Each line will contain an integers. Process to end of file.

Output

For each case, output the result in a line.

Sample Input

100

Sample Output

4203968145672990846840663646

Note:
No generated Fibonacci number in excess of 2005 digits will be in the test data, ie.
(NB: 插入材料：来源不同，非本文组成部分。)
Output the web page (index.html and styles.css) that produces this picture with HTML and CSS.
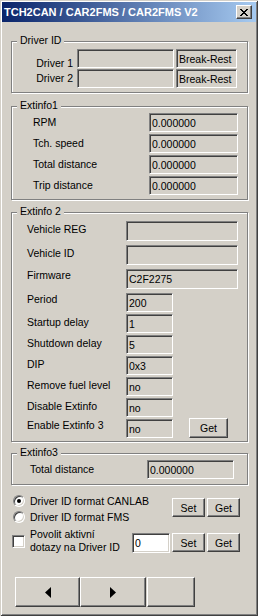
FILE: index.html
```html
<!DOCTYPE html>
<html lang="en">
<head>
    <meta charset="UTF-8">
    <title>TCH2CAN / CAR2FMS / CAR2FMS V2</title>
    <link rel="stylesheet" href="styles.css">
</head>
<body>
    <div class="ventana">
        <div class="titulo">
            <span class="titulo-texto">TCH2CAN / CAR2FMS / CAR2FMS V2</span>
            <button class="cerrar">
                <svg width="8" height="7" viewBox="0 0 8 7" shape-rendering="crispEdges">
                    <path d="M0 0h2v1h1v1h2v-1h1v-1h2v1h-1v1h-1v1h-1v1h1v1h1v1h1v1h-2v-1h-1v-1h-2v1h-1v1h-2v-1h1v-1h1v-1h1v-1h-1v-1h-1v-1h-1z" fill="#000"/>
                </svg>
            </button>
        </div>

        <div class="cliente">
            <!-- Driver ID -->
            <div class="grupo grupo-driver">
                <span class="leyenda">Driver ID</span>
                <div class="fila-driver">
                    <span class="etiqueta-driver driver-1">Driver 1</span>
                    <div class="campo campo-driver"></div>
                    <div class="campo campo-break">Break-Rest</div>
                </div>
                <div class="fila-driver">
                    <span class="etiqueta-driver driver-2">Driver 2</span>
                    <div class="campo campo-driver"></div>
                    <div class="campo campo-break">Break-Rest</div>
                </div>
            </div>

            <!-- Extinfo1 -->
            <div class="grupo grupo-ext1">
                <span class="leyenda">Extinfo1</span>
                <div class="fila">
                    <span class="etiqueta">RPM</span>
                    <div class="campo campo-ext1">0.000000</div>
                </div>
                <div class="fila">
                    <span class="etiqueta">Tch. speed</span>
                    <div class="campo campo-ext1">0.000000</div>
                </div>
                <div class="fila">
                    <span class="etiqueta">Total distance</span>
                    <div class="campo campo-ext1">0.000000</div>
                </div>
                <div class="fila">
                    <span class="etiqueta">Trip distance</span>
                    <div class="campo campo-ext1">0.000000</div>
                </div>
            </div>

            <!-- Extinfo 2 -->
            <div class="grupo grupo-ext2">
                <span class="leyenda">Extinfo 2</span>
                <div class="fila-ancha">
                    <span class="etiqueta-ext2">Vehicle REG</span>
                    <div class="campo campo-ancho"></div>
                </div>
                <div class="fila-ancha">
                    <span class="etiqueta-ext2">Vehicle ID</span>
                    <div class="campo campo-ancho"></div>
                </div>
                <div class="fila-ancha">
                    <span class="etiqueta-ext2 alto">Firmware</span>
                    <div class="campo campo-ancho">C2F2275</div>
                </div>
                <div class="fila-corta primera">
                    <span class="etiqueta-ext2 alto">Period</span>
                    <div class="campo campo-corto">200</div>
                </div>
                <div class="fila-corta">
                    <span class="etiqueta-ext2">Startup delay</span>
                    <div class="campo campo-corto">1</div>
                </div>
                <div class="fila-corta">
                    <span class="etiqueta-ext2">Shutdown delay</span>
                    <div class="campo campo-corto">5</div>
                </div>
                <div class="fila-corta">
                    <span class="etiqueta-ext2">DIP</span>
                    <div class="campo campo-corto">0x3</div>
                </div>
                <div class="fila-corta">
                    <span class="etiqueta-ext2">Remove fuel level</span>
                    <div class="campo campo-corto">no</div>
                </div>
                <div class="fila-corta">
                    <span class="etiqueta-ext2">Disable Extinfo</span>
                    <div class="campo campo-corto">no</div>
                </div>
                <div class="fila-corta">
                    <span class="etiqueta-ext2 alto">Enable Extinfo 3</span>
                    <div class="campo campo-corto">no</div>
                    <button class="boton boton-get">Get</button>
                </div>
            </div>

            <!-- Extinfo3 -->
            <div class="grupo grupo-ext3">
                <span class="leyenda">Extinfo3</span>
                <div class="fila">
                    <span class="etiqueta">Total distance</span>
                    <div class="campo campo-ext3">0.000000</div>
                </div>
            </div>

            <!-- formato -->
            <div class="opciones">
                <div class="radios">
                    <label class="radio-linea">
                        <span class="radio"><span class="punto"></span></span>
                        Driver ID format CANLAB
                    </label>
                    <label class="radio-linea">
                        <span class="radio"></span>
                        Driver ID format FMS
                    </label>
                </div>
                <div class="par-botones">
                    <button class="boton boton-par">Set</button>
                    <button class="boton boton-par">Get</button>
                </div>
            </div>

            <div class="opciones-check">
                <span class="check"></span>
                <span class="check-texto">Povolit aktivní<br>dotazy na Driver ID</span>
                <div class="par-botones">
                    <div class="campo campo-blanco">0</div>
                    <button class="boton boton-par">Set</button>
                    <button class="boton boton-par">Get</button>
                </div>
            </div>

            <!-- navegacion -->
            <div class="navegacion">
                <button class="boton nav-izq">
                    <svg width="6" height="11" viewBox="0 0 6 11"><polygon points="6,0 6,11 0,5.5" fill="#000"/></svg>
                </button>
                <button class="boton nav-der">
                    <svg width="6" height="11" viewBox="0 0 6 11"><polygon points="0,0 0,11 6,5.5" fill="#000"/></svg>
                </button>
                <button class="boton nav-vacio"></button>
            </div>
        </div>
    </div>
</body>
</html>
```

FILE: styles.css
```css
/* ---------------- ventana clasica ---------------- */
* {
    box-sizing: border-box;
}

body {
    margin: 0;
    font-family: "Liberation Sans", Arial, sans-serif;
    font-size: 10.5px;
    color: #000;
    background: #d4d0c8;
}

.ventana {
    width: 258px;
    height: 616px;
    padding: 2px;
    background: #d4d0c8;
    box-shadow: inset 1px 1px #d4d0c8, inset -1px -1px #404040,
                inset 2px 2px #fff, inset -2px -2px #808080;
}

.titulo {
    display: flex;
    align-items: center;
    height: 20px;
    padding-left: 2px;
    background: linear-gradient(to right, #0a246a, #a6caf0);
}

.titulo-texto {
    color: #fff;
    font-weight: bold;
    font-size: 11px;
    white-space: nowrap;
}

.cerrar {
    margin-left: auto;
    margin-right: 4px;
    width: 16px;
    height: 14px;
    padding: 0;
    display: flex;
    align-items: center;
    justify-content: center;
    background: #d4d0c8;
    border: 1px solid;
    border-color: #fff #404040 #404040 #fff;
    box-shadow: inset -1px -1px #808080;
}

.cliente {
    padding: 0 8px 0 9px;
}

/* ---------------- grupos ---------------- */
.grupo {
    position: relative;
    width: 237px;
    border: 1px solid #808080;
    box-shadow: inset 1px 1px #fff, 1px 1px #fff;
}

.leyenda {
    position: absolute; /* va encima del borde del grupo */
    top: -8px;
    left: 5px;
    padding: 0 3px;
    line-height: 13px;
    background: #d4d0c8;
}

.campo {
    height: 19px;
    padding: 0 2px;
    line-height: 18px;
    white-space: nowrap;
    overflow: hidden;
    background: #d4d0c8;
    border: 1px solid;
    border-color: #808080 #fff #fff #808080;
    box-shadow: inset 1px 1px #404040, inset -1px -1px #d4d0c8;
}

/* Driver ID */
.grupo-driver {
    margin-top: 19px;
    padding: 7px 10px 4px 0;
}

.fila-driver {
    display: flex;
    height: 19px;
}

.fila-driver + .fila-driver {
    margin-top: 1px;
}

.etiqueta-driver {
    width: 61px;
    margin-right: 4px;
    text-align: right;
    line-height: 13px;
}

.driver-1 {
    padding-top: 8px;
}

.driver-2 {
    padding-top: 3px;
}

.campo-driver {
    width: 97px;
    margin-right: 2px;
}

.campo-break {
    width: 61px;
}

/* Extinfo1 */
.grupo-ext1 {
    margin-top: 13px;
    padding: 6px 9px 4px 21px;
}

.fila {
    display: flex;
    align-items: center;
    height: 19px;
}

.fila + .fila {
    margin-top: 2px;
}

.etiqueta {
    flex: 1;
    line-height: 13px;
}

.campo-ext1 {
    width: 89px;
}

/* Extinfo 2 */
.grupo-ext2 {
    margin-top: 12px;
    padding: 8px 9px 3px 15px;
}

.fila-ancha,
.fila-corta {
    display: flex;
    align-items: flex-start;
}

.fila-ancha + .fila-ancha {
    margin-top: 4px;
}

.fila-corta {
    margin-top: 2px;
}

.fila-corta.primera {
    margin-top: 4px;
}

.etiqueta-ext2 {
    width: 99px;
    padding-top: 2px;
    line-height: 13px;
    white-space: nowrap;
}

.etiqueta-ext2.alto {
    padding-top: 0;
}

.campo-ancho {
    width: 112px;
    height: 20px;
    line-height: 19px;
}

.campo-corto {
    width: 47px;
}

/* Extinfo3 */
.grupo-ext3 {
    margin-top: 11px;
    padding: 6px 13px 5px 18px;
}

.campo-ext3 {
    width: 87px;
}

/* ---------------- botones ---------------- */
.boton {
    padding: 0;
    font-family: inherit;
    font-size: 10.5px;
    color: #000;
    background: #d4d0c8;
    border: 1px solid;
    border-color: #fff #404040 #404040 #fff;
    box-shadow: inset -1px -1px #808080;
}

.boton-get {
    width: 39px;
    height: 20px;
    margin-left: 16px;
    margin-top: -1px;
}

.boton-par {
    width: 33px;
    height: 19px;
}

.boton-par + .boton-par {
    margin-left: 2px;
}

/* ---------------- opciones ---------------- */
.opciones {
    display: flex;
    margin-top: 8px;
}

.radios {
    display: flex;
    flex-direction: column;
}

.radio-linea {
    display: flex;
    align-items: center;
    height: 16px;
    padding-left: 2px;
    white-space: nowrap;
}

.radio {
    display: flex;
    align-items: center;
    justify-content: center;
    width: 12px;
    height: 12px;
    margin-right: 5px;
    border-radius: 50%;
    background: #fff;
    border: 1px solid;
    border-color: #808080 #fff #fff #808080;
    box-shadow: inset 1px 1px #404040, inset -1px -1px #d4d0c8;
}

.punto {
    width: 4px;
    height: 4px;
    border-radius: 50%;
    background: #000;
}

.par-botones {
    display: flex;
    margin-left: auto;
    margin-right: 8px;
    margin-top: 5px;
}

.opciones-check {
    display: flex;
    align-items: center;
    height: 26px;
    margin-top: 3px;
}

.opciones-check .par-botones {
    align-self: flex-start;
}

.check {
    width: 13px;
    height: 13px;
    margin-left: 1px;
    margin-right: 5px;
    background: #fff;
    border: 1px solid;
    border-color: #808080 #fff #fff #808080;
    box-shadow: inset 1px 1px #404040, inset -1px -1px #d4d0c8;
}

.check-texto {
    line-height: 13px;
    white-space: nowrap;
}

.campo-blanco {
    width: 38px;
    height: 20px;
    line-height: 19px;
    margin-right: 2px;
    margin-top: 0;
    background: #fff;
}

/* ---------------- navegacion ---------------- */
.navegacion {
    display: flex;
    margin-top: 23px;
    padding-left: 4px;
}

.navegacion .boton {
    height: 30px;
    display: flex;
    align-items: center;
    justify-content: center;
}

.nav-izq {
    width: 65px;
}

.nav-der {
    width: 66px;
}

.nav-vacio {
    width: 48px;
    margin-left: 1px;
}
```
F(20) = 66526 has 5 digits.

大数加法 但一位一位存内存会超限 就多存几位= =

就大数加法题 为什么当时没过呢 因为看不懂英语啊 因为就一个样例就写了单组输入啊 多组输入的题单组怎么过呢 以后再也不写单组了！

#include <string.h>
#include<stdio.h>
using namespace std;
struct xxx
{
    int an[700];
    int ll;
} f[7100];
void pr(int a)
{
    int i;
    for(i=699; i>=0; i--)
    {
        if(f[a].an[i])
            break;
    }
    printf("%d",f[a].an[i]);
    for(i=i-1; i>=0; i--)
        printf("%.3d",f[a].an[i]);
    printf("\n");
}
void re(int a,int b,int c,int d,int e)
{
    int jin=0;
    for(int i=0; i<700; i++)
    {
        f[a].an[i]=f[b].an[i]+f[c].an[i]+f[d].an[i]+f[e].an[i]+jin;
        if(f[a].an[i]>999)
        {
            jin=f[a].an[i]/1000;
            f[a].an[i]=f[a].an[i]%1000;
        }
        else
            jin=0;
    }
    return ;
}
int main()
{
    memset(f,0,sizeof(f));
    for(int i=1; i<=4; i++)
    {
        f[i].an[0]=1;
    }
    for(int i=5; i<7100; i++)
    {
        re(i,i-1,i-2,i-3,i-4);
    }
    int n;
    while(~scanf("%d",&n))
    {
        pr(n);
    }
    return 0;
}